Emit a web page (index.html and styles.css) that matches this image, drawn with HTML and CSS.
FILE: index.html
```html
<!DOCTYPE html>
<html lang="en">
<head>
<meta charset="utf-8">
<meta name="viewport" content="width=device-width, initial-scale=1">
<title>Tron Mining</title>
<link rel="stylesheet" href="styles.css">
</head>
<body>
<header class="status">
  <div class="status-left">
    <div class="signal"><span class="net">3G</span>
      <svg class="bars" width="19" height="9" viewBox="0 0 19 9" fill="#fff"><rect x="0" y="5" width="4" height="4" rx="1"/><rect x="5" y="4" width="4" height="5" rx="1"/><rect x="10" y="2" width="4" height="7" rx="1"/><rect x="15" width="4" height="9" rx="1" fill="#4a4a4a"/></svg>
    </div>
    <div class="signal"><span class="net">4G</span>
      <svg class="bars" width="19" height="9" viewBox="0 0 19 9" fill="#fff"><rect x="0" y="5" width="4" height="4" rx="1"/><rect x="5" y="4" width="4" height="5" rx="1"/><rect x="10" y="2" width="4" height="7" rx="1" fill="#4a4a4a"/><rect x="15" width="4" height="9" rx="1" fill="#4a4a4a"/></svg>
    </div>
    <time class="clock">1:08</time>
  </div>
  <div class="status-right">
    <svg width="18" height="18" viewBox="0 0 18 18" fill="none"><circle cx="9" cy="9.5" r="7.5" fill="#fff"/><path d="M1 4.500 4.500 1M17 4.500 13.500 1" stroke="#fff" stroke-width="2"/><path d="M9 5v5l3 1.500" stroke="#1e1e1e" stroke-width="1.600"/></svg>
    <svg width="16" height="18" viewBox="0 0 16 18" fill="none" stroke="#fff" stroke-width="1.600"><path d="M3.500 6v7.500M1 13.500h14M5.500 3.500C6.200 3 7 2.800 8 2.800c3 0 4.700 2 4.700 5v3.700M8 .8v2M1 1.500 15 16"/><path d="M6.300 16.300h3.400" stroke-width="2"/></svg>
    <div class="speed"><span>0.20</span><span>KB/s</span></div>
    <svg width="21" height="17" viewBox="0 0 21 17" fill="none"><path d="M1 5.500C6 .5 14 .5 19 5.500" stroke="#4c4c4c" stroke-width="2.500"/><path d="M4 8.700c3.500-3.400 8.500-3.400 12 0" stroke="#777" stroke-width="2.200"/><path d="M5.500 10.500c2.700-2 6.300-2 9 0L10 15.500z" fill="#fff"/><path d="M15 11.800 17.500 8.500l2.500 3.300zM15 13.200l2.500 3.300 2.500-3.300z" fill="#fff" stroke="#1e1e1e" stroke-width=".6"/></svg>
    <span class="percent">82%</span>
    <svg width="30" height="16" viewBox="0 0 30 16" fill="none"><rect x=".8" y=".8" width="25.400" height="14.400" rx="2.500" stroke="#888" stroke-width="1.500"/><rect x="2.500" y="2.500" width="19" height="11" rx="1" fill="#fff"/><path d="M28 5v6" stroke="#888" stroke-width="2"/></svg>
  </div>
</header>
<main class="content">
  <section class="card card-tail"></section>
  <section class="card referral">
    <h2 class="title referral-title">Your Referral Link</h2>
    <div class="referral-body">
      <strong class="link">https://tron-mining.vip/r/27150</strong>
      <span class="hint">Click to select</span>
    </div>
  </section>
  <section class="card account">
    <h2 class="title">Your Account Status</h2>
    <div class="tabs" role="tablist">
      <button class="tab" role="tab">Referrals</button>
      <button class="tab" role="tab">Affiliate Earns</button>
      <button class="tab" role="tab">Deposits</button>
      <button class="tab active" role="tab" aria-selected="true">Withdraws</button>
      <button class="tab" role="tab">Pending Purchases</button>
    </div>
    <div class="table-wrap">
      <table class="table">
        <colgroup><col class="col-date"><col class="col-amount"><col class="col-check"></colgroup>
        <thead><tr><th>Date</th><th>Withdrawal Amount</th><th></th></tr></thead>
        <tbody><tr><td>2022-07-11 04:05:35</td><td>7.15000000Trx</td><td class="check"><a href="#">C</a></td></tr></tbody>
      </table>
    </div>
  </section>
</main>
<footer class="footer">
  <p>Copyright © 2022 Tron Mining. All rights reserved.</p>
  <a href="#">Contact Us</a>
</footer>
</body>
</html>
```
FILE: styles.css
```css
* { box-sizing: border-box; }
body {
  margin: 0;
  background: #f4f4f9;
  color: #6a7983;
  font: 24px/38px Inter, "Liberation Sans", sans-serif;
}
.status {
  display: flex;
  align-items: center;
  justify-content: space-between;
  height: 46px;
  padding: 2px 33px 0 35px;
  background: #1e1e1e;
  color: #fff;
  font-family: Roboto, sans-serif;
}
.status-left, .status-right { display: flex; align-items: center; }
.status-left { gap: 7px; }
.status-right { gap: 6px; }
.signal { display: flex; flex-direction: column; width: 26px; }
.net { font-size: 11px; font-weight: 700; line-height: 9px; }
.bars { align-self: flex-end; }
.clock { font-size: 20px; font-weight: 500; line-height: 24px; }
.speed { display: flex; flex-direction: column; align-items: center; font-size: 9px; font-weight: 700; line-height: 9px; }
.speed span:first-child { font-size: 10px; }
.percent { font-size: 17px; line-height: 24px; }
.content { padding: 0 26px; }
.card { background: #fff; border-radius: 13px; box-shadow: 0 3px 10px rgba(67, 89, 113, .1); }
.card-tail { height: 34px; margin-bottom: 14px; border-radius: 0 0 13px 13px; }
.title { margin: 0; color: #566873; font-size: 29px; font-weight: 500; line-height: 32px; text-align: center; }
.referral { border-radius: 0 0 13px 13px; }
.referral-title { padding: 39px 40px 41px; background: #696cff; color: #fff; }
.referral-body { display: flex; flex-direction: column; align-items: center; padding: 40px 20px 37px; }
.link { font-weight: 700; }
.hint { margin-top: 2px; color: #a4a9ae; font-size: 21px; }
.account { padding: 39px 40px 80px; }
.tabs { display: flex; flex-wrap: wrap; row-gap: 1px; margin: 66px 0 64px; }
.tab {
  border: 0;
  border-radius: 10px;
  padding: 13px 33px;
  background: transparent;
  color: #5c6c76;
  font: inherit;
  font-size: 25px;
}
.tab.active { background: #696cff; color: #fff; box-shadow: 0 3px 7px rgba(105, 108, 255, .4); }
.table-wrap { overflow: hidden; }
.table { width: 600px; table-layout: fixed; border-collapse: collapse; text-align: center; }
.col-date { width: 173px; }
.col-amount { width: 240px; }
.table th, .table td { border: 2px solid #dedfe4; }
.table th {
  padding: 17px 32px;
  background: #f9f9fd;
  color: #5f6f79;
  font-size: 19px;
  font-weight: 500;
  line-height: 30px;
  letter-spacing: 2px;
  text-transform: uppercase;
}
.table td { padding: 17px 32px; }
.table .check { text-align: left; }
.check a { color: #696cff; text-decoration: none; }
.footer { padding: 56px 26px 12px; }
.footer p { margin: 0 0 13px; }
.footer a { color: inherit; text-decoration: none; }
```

> [Given task] Leave out every line without the string "index" and copy the rest.

> [Response for this exercise]
Emit a web page (index.html and styles.css) that matches this image, drawn with HTML and CSS.
FILE: index.html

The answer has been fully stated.